The Collapse of Religious Freedom in Hong Kong

By Ambassador Callista L. Gingrich

A recent report, “Hostile Takeover: The CCP and Hong Kong’s Religious Communities,” issued a stark warning for the future of religious freedom in Hong Kong. 

Published by the Committee for Freedom in Hong Kong, and authored by Frances Hui, the first Hong Kong activist to receive asylum in the United States, the report concluded, “Religious freedom in Hong Kong is deteriorating.”

Unlike mainland communist China – which has an abhorrent record of religious persecution including harvesting the organs of prisoners of conscience and committing genocide –civil liberties and religious freedom once flourished under the “One Country, Two Systems” model in Hong Kong following the British handover in 1997.

Prior to the handover, the governments of the United Kingdom and China signed the Sino-British Joint Declaration of 1984, specifying the terms for Hong Kong’s return to China. The Declaration outlines the “high degree of autonomy” to be maintained in Hong Kong, and protects the rights and freedoms of Hong Kongers, “including those of the person, of speech, of the press, of assembly, of association, of travel, of movement, of correspondence, of strike, of choice of occupation, of academic research, and of religious belief.” 

Additionally, the Hong Kong Basic Law (the city’s constitution that was enacted in accordance with the declaration) clearly states, “Hong Kong residents shall have freedom of conscience,” and “shall have freedom of religious belief and freedom to preach and to conduct and participate in religious activities in public.” 

In 2014, nearly two decades after the handover, a Pew Research study found that Hong Kong was the 10th most religiously diverse state in the world, with nearly half of the population having some sort of faith.

Sadly, religious liberty is now beginning to unravel in Hong Kong due to the imposition of the Chinese Communist Party’s National Security Law on Hong Kong in 2020. This broad and vague law criminalizes “secession,” “subversion,” “terrorism,” and “collusion” with foreign forces – allegedly in the name of maintaining national security – and has, in reality, been used to stifle dissent and opposition to the Chinese Communist Party. 

In the process, the freedoms guaranteed to the people of Hong Kong under the Basic Law and Sino-British Joint Declaration have been eradicated. 

According to the U.S. Department of State’s 2023 Hong Kong Policy Act Report, “Hong Kong authorities, under the supervision of the PRC central government, continued to use the National Security Law (NSL) that the central government imposed on Hong Kong in June 2020 to further erode the rule of law in Hong Kong and the human rights and fundamental freedoms of people in Hong Kong.”

Further, a report by the Congressional-Executive Commission on China revealed “evidence that the government of the People’s Republic of China has dismantled Hong Kong’s civil society in order to crush the social basis of resistance.”

Though the impact of the National Security Law on religious freedom in Hong Kong has been limited, and religious persecution is not as severe as on the mainland, Hui’s recent report cautioned that “Numerous recent CCP initiatives point to the party’s determination to take control of Hong Kong’s religions.”

Citing firsthand interviews with clergy, scholars, experts, educators, and laypersons, Hui wrote, “Eyewitnesses contributing to this report detail the ways in which the Chinese Communist Party is pressuring — if not persecuting —religious people and institutions in Hong Kong.

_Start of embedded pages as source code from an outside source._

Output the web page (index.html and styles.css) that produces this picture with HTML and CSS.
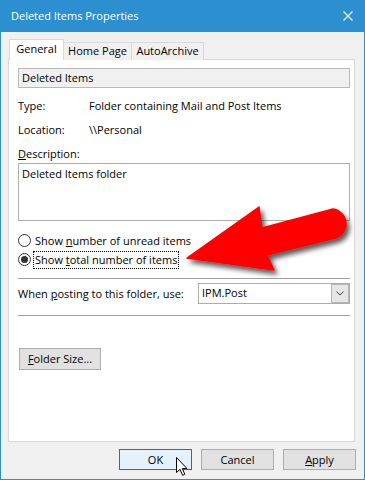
FILE: index.html
```html
<!DOCTYPE html>
<html lang="en">
<head>
  <meta charset="UTF-8">
  <meta name="viewport" content="width=device-width, initial-scale=1.0">
  <title>Deleted Items Properties</title>
  <link rel="stylesheet" href="styles.css">
</head>
<body>
  <div class="window">
    <div class="titlebar">
      <span class="title">Deleted Items Properties</span>
      <svg class="close" width="10" height="10" viewBox="0 0 10 10">
        <path d="M0.5 0.5 L9.5 9.5 M9.5 0.5 L0.5 9.5" stroke="#fff" stroke-width="1.1" fill="none"/>
      </svg>
    </div>

    <div class="main">
      <div class="tabs">
        <div class="tab tab-general active">General</div>
        <div class="tab tab-home">Home Page</div>
        <div class="tab tab-archive">AutoArchive</div>
      </div>

      <div class="panel">
        <div class="name-field">Deleted Items</div>

        <div class="info">
          <span>Type:</span><span>Folder containing Mail and Post Items</span>
          <span>Location:</span><span>\\Personal</span>
        </div>

        <div class="desc-label"><u>D</u>escription:</div>
        <div class="desc-box">Deleted Items folder</div>

        <div class="radios">
          <div class="radio">
            <span class="circle"></span>
            <span class="radio-text">Show <u>n</u>umber of unread items</span>
          </div>
          <div class="radio checked">
            <span class="circle"></span>
            <span class="radio-text focus">Show <u>t</u>otal number of items</span>
          </div>
        </div>

        <div class="sep sep-top"></div>

        <div class="posting">
          <span class="posting-label">When <u>p</u>osting to this folder, use:</span>
          <div class="combo">
            <span class="combo-value">IPM.Post</span>
            <span class="combo-btn">
              <svg width="8" height="5" viewBox="0 0 8 5">
                <path d="M0.5 0.5 L4 4 L7.5 0.5" stroke="#444" stroke-width="1" fill="none"/>
              </svg>
            </span>
          </div>
        </div>

        <div class="sep sep-bottom"></div>

        <button class="btn folder-size"><u>F</u>older Size...</button>
      </div>

      <div class="footer">
        <button class="btn default">OK</button>
        <button class="btn">Cancel</button>
        <button class="btn"><u>A</u>pply</button>
      </div>
    </div>

    <!-- red callout arrow drawn over the dialog -->
    <svg class="arrow" width="365" height="480" viewBox="0 0 365 480">
      <defs>
        <filter id="shadow" x="-20%" y="-20%" width="140%" height="140%">
          <feDropShadow dx="3" dy="4" stdDeviation="2.5" flood-color="#000" flood-opacity="0.65"/>
        </filter>
      </defs>
      <path d="M187 258 L259 207 L262 228 L333 209 A15 15 0 0 1 336 238 L267 255 L274 270 Z"
            fill="#ff0000" stroke="#ff0000" stroke-width="1.5" stroke-linejoin="round" filter="url(#shadow)"/>
    </svg>

    <svg class="cursor" width="13" height="20" viewBox="0 0 13 20">
      <path d="M0.5 0.5 L0.5 15.5 L4 12.3 L6.6 18.3 L8.8 17.3 L6.3 11.5 L11 11.5 Z"
            fill="#fff" stroke="#000" stroke-width="1" stroke-linejoin="miter"/>
    </svg>
  </div>
</body>
</html>
```

FILE: styles.css
```css
body {
  margin: 0;
  font-family: "Open Sans", "Noto Sans", sans-serif;
  font-size: 11px;
  color: #000;
}
.window {
  position: relative;
  width: 365px;
  height: 480px;
  box-sizing: border-box;
  border: 1px solid #2b8fd0;
  border-top: none;
  background: #f0f0f0;
  overflow: hidden;
}
.titlebar {
  height: 32px;
  background: #2b8fd0;
  color: #fff;
  display: flex;
  align-items: center;
  justify-content: space-between;
  padding: 0 11px 0 10px;
}
.title {
  font-size: 11px;
  line-height: 16px;
}
.close {
  display: block;
}
.main {
  padding: 7px 9px 0 7px;
}
.tabs {
  position: relative;
  z-index: 1;
  display: flex;
  align-items: flex-end;
  height: 21px;
  margin-bottom: -1px;
  padding-left: 2px;
}
.tab {
  box-sizing: border-box;
  height: 18px;
  margin-left: -1px;
  border: 1px solid #d9d9d9;
  border-bottom: none;
  background: #f0f0f0;
  text-align: center;
  line-height: 16px;
}
.tab.active {
  height: 21px;
  background: #fff;
  line-height: 16px;
  padding-top: 1px;
}
.tab-general {
  width: 55px;
}
.tab-home {
  width: 69px;
}
.tab-archive {
  width: 73px;
}
.panel {
  box-sizing: border-box;
  height: 383px;
  background: #fff;
  border: 1px solid #d9d9d9;
  padding: 0 4px 0 9px;
}
.name-field {
  box-sizing: border-box;
  height: 20px;
  margin-top: 8px;
  border: 1px solid #b9b9b9;
  background: #f0f0f0;
  padding-left: 3px;
  line-height: 17px;
}
.info {
  display: grid;
  grid-template-columns: 71px 1fr;
  row-gap: 8px;
  margin-top: 10px;
  line-height: 16px;
}
.desc-label {
  margin-top: 8px;
  line-height: 16px;
}
.desc-box {
  box-sizing: border-box;
  height: 58px;
  margin-top: 1px;
  border: 1px solid #adadad;
  padding: 2px 3px;
  line-height: 16px;
}
.radios {
  margin-top: 10px;
}
.radio {
  display: flex;
  align-items: center;
  height: 19px;
  gap: 2px;
}
.circle {
  position: relative;
  box-sizing: border-box;
  width: 13px;
  height: 13px;
  border: 1px solid #333;
  border-radius: 50%;
  background: #fff;
}
.radio.checked .circle::after {
  content: "";
  position: absolute;
  left: 2px;
  top: 2px;
  width: 7px;
  height: 7px;
  border-radius: 50%;
  background: #333;
}
.radio-text {
  border: 1px dotted transparent;
  padding: 0 1px;
  line-height: 16px;
}
.radio-text.focus {
  border-color: #000;
}
.sep {
  height: 1px;
  background: #a0a0a0;
}
.sep-top {
  margin-top: 9px;
}
.posting {
  display: flex;
  align-items: center;
  margin-top: 4px;
}
.posting-label {
  flex: 1;
  line-height: 16px;
}
.combo {
  box-sizing: border-box;
  width: 152px;
  height: 21px;
  border: 1px solid #adadad;
  background: #fff;
  display: flex;
  align-items: center;
  justify-content: space-between;
  padding: 0 0 0 3px;
}
.combo-value {
  line-height: 16px;
  margin-top: -2px;
}
.combo-btn {
  box-sizing: border-box;
  width: 18px;
  height: 19px;
  border: 1px solid #b4b4b4;
  background: #e6e6e6;
  display: flex;
  align-items: center;
  justify-content: center;
}
.combo-btn svg {
  display: block;
}
.sep-bottom {
  margin-top: 11px;
}
.btn {
  box-sizing: border-box;
  width: 73px;
  height: 21px;
  border: 1px solid #adadad;
  background: #e1e1e1;
  font-family: inherit;
  font-size: 11px;
  color: #000;
  padding: 0;
  line-height: 16px;
}
.btn.default {
  border-color: #0078d7;
  background: #e5f1fb;
}
.folder-size {
  display: block;
  width: 82px;
  height: 22px;
  margin: 32px 0 0 1px;
}
.footer {
  display: flex;
  justify-content: flex-end;
  gap: 9px;
  margin-top: 7px;
  margin-right: -1px;
}
.arrow {
  position: absolute;
  left: -1px;
  top: 0;
  pointer-events: none;
}
.cursor {
  position: absolute;
  left: 175px;
  top: 457px;
  pointer-events: none;
}
```
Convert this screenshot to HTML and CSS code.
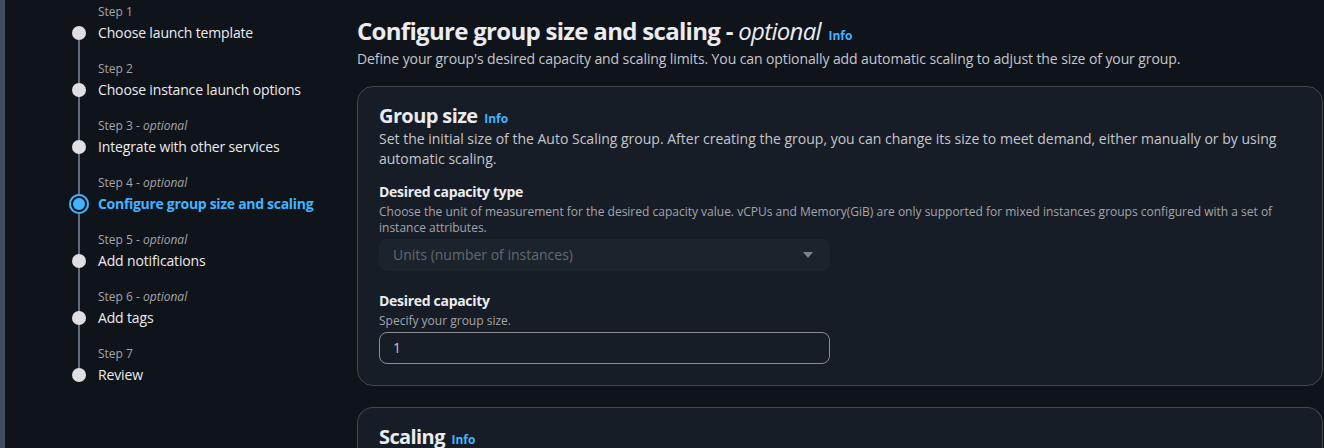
FILE: index.html
```html
<!DOCTYPE html>
<html lang="en">
<head>
<meta charset="utf-8">
<title>Configure group size and scaling</title>
<link rel="stylesheet" href="styles.css">
</head>
<body>
<div class="frame">
  <div class="edge"></div>
  <nav class="steps">
    <ol>
      <li class="step"><span class="num">Step 1</span><span class="dot"></span><span class="title">Choose launch template</span></li>
      <li class="step"><span class="num">Step 2</span><span class="dot"></span><span class="title">Choose instance launch options</span></li>
      <li class="step"><span class="num">Step 3 - <i>optional</i></span><span class="dot"></span><span class="title">Integrate with other services</span></li>
      <li class="step active"><span class="num">Step 4 - <i>optional</i></span><span class="dot"></span><span class="title">Configure group size and scaling</span></li>
      <li class="step"><span class="num">Step 5 - <i>optional</i></span><span class="dot"></span><span class="title">Add notifications</span></li>
      <li class="step"><span class="num">Step 6 - <i>optional</i></span><span class="dot"></span><span class="title">Add tags</span></li>
      <li class="step last"><span class="num">Step 7</span><span class="dot"></span><span class="title">Review</span></li>
    </ol>
  </nav>
  <main class="main">
    <header class="page-head">
      <h1>Configure group size and scaling - <i>optional</i> <a class="info" href="#">Info</a></h1>
      <p class="page-desc">Define your group's desired capacity and scaling limits. You can optionally add automatic scaling to adjust the size of your group.</p>
    </header>
    <section class="card">
      <h2>Group size <a class="info" href="#">Info</a></h2>
      <p class="card-desc">Set the initial size of the Auto Scaling group. After creating the group, you can change its size to meet demand, either manually or by using automatic scaling.</p>
      <div class="field">
        <label class="label">Desired capacity type</label>
        <p class="hint">Choose the unit of measurement for the desired capacity value. vCPUs and Memory(GiB) are only supported for mixed instances groups configured with a set of instance attributes.</p>
        <div class="select"><span>Units (number of instances)</span><svg class="caret" width="12" height="12" viewBox="0 0 12 12"><path d="M1 3h10l-5 6z" fill="currentColor"/></svg></div>
      </div>
      <div class="field">
        <label class="label">Desired capacity</label>
        <p class="hint">Specify your group size.</p>
        <div class="input">1</div>
      </div>
    </section>
    <section class="card card-next">
      <h2>Scaling <a class="info" href="#">Info</a></h2>
    </section>
  </main>
</div>
</body>
</html>
```
FILE: styles.css
```css
* { box-sizing: border-box; }
html, body { margin: 0; padding: 0; }
body {
  background: #0f141a;
  font-family: "Open Sans", "Noto Sans", sans-serif;
  color: #c6c6cd;
  font-size: 14px;
  line-height: 20px;
  overflow: hidden;
  height: 448px;
}
.frame { display: flex; height: 448px; }
.edge { width: 5px; background: #414d5c; flex: none; }
.steps { width: 352px; flex: none; padding: 0 0 0 62px; }
.steps ol { list-style: none; margin: 0; padding: 0; }
.step {
  display: grid;
  grid-template-columns: 24px 1fr;
  grid-template-rows: 20px 26px;
  column-gap: 7px;
  height: 57px;
  position: relative;
}
.step:first-child { margin-top: 3px; }
.num {
  grid-column: 2; grid-row: 1;
  font-size: 12px; line-height: 16px; color: #a4a4ad; padding-top: 1px;
}
.num i { font-style: italic; }
.dot {
  grid-column: 1; grid-row: 2;
  width: 14px; height: 14px; border-radius: 50%;
  background: #dedee3; margin: 3px 0 0 5px;
  position: relative; z-index: 1;
}
.step::before {
  content: ""; position: absolute; left: 11px; top: 30px; width: 2px; height: 57px;
  background: #5f6b7a;
}
.step.last::before { display: none; }
.title { grid-column: 2; grid-row: 2; color: #ebebf0; font-size: 14px; line-height: 20px; padding-top: 0; letter-spacing: -0.15px; }
.active .title { color: #42b4ff; font-weight: 700; letter-spacing: -0.3px; }
.active .dot {
  background: #42b4ff; width: 20px; height: 20px; margin: 0 0 0 2px;
  box-shadow: inset 0 0 0 2px #42b4ff, inset 0 0 0 4px #0f141a;
}
.main { flex: 1; padding: 15px 0 0 0; min-width: 0; }
h1 {
  margin: 0; font-size: 24px; line-height: 32px; font-weight: 700; color: #ebebf0; letter-spacing: -0.7px;
}
h1 i { font-weight: 400; }
.info { color: #42b4ff; font-size: 12px; line-height: 1; font-weight: 700; text-decoration: none; margin-left: 2px; letter-spacing: 0; }
.page-desc { margin: 2px 0 0; color: #c6c6cd; letter-spacing: -0.1px; }
.card {
  margin: 17px 1px 0 0;
  background: #161d26;
  border: 1px solid #424650;
  border-radius: 16px;
  padding: 16px 20px 21px 21px;
}
.card-next { margin-top: 21px; height: 60px; border-bottom: 0; }
h2 { margin: 0; font-size: 20px; line-height: 26px; font-weight: 700; color: #ebebf0; letter-spacing: -0.6px; }
.card-desc { margin: 0; color: #c6c6cd; }
.field { margin-top: 13px; }
.label { display: block; font-weight: 700; color: #ebebf0; font-size: 14px; line-height: 20px; letter-spacing: -0.3px; }
.hint { margin: 2px 0 0; font-size: 12px; line-height: 16px; color: #a4a4ad; }
.select {
  margin-top: 3px; width: 451px; height: 32px; border-radius: 8px;
  background: #1b232d; display: flex; align-items: center; justify-content: space-between;
  padding: 0 16px 0 14px; color: #656871;
}
.caret { color: #7d8089; }
.field + .field { margin-top: 20px; }
.input {
  margin-top: 3px; width: 451px; height: 32px; border-radius: 8px;
  border: 1px solid #8c8c94; padding: 5px 13px; color: #c6c6cd;
}
```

Warning signs of what’s to come include Beijing’s Sinicization of religion, the use of religious education for indoctrination, the intimidation of clergy, self-censorship, and direct attacks on religion and the faithful.”

For example, since 2021, at least three seminars about the “Sinicization of Religion” – Xi Jinping’s initiative to align religion with Chinese Communist Party ideology – have been held by the Catholic Diocese of Hong Kong and the state-controlled church. (The “underground” church on the mainland was notably missing from the discussions.)

Additionally, nearly 60 percent of the schools in Hong Kong are faith-based. The report said schools must raise and display the People’s Republic of China national flag (symbolic of the country’s atheism) “beside sacred symbols.” 

Moreover, the report affirmed that “religious leaders are being pressured to promote Chinese Communist Party priorities. Sermons are expected to demand of churchgoers that they adhere to socialist values and accept national security enforcement.”

The people of Hong Kong have a right to worship freely. The Chinese Communist Party must uphold its agreement to protect their religious freedom.